A common misconception is that granting standing access to Cursor eliminates the need for ongoing oversight. In reality, permanent credentials give the AI‑powered code assistant continuous entry to your repositories, increasing the attack surface and making every edit or query indistinguishable from a human action.
Standing access means a token or service account that never expires, allowing Cursor to read, write, and execute code whenever it is invoked. Because the credential does not rotate, the same secret can be reused across environments, shared among multiple developers, and even embedded in CI pipelines. The convenience is undeniable, but the risk is subtle: a compromised AI instance, a malicious plug‑in, or a mis‑configured prompt can cause the assistant to exfiltrate proprietary logic, inject vulnerable code, or trigger destructive commands without any human checkpoint.
Why standing access in Cursor is risky
First, the lack of expiration means that credential leakage persists indefinitely. An attacker who captures the token can replay it months later, bypassing any recent hardening efforts. Second, Cursor operates with the same permissions as the standing token, so any command it issues, whether a git push, a database migration, or a shell execution, runs with full privileges. Without a gate that inspects each request, there is no way to differentiate a benign autocomplete from a malicious payload.
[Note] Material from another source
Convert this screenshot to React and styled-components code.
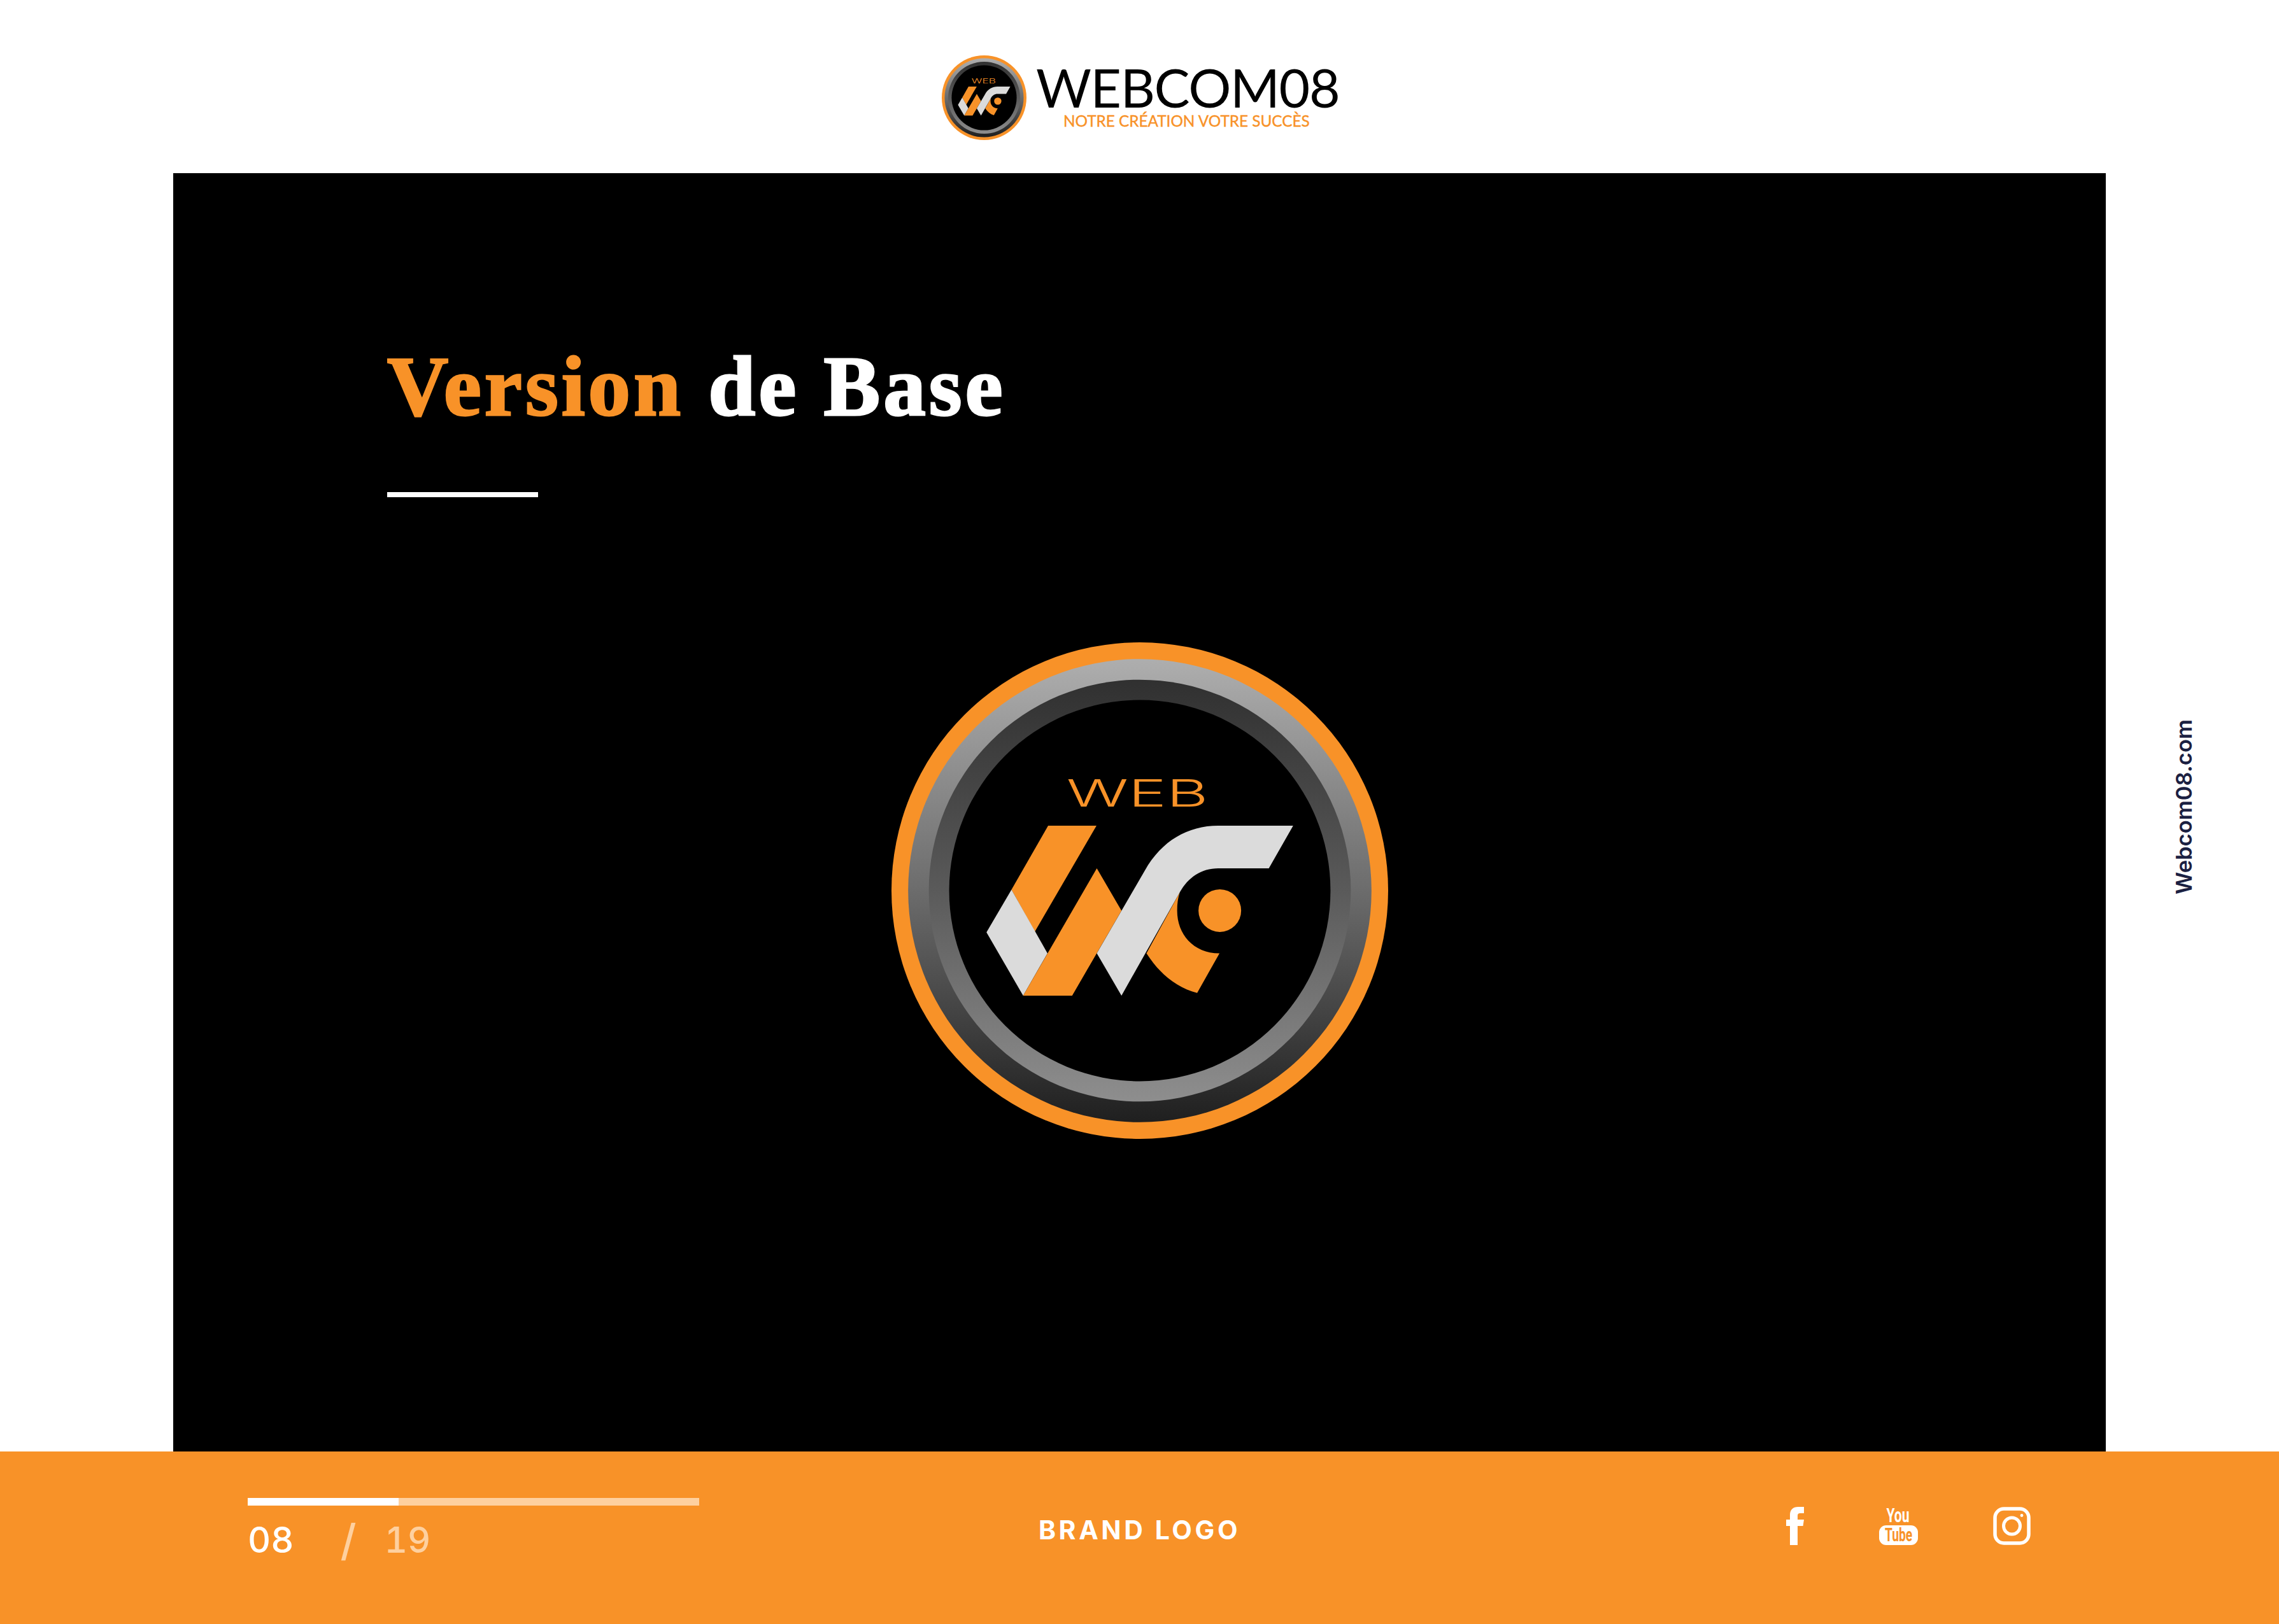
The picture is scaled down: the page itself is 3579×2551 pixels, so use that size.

Third, audit trails become noisy or nonexistent. When every operation originates from the same service identity, logs lose context about who actually initiated the action. This hampers incident response and makes compliance reporting a guessing game. Finally, standing access encourages "set it and forget it" mindsets, causing teams to overlook the principle of least privilege for non‑human agents.
What the standing‑access precondition fixes – and what it leaves open
Providing a long‑lived token to Cursor solves the immediate problem of credential churn. Engineers no longer need to rotate secrets before each session, and CI pipelines can invoke the assistant without interactive logins. However, the request still travels directly to the code repository or execution environment. No intermediate component validates the intent, masks sensitive outputs, or records the session for later replay. The setup alone does not provide just‑in‑time approval, inline data masking, or command‑level audit. Those controls remain absent, leaving the system exposed.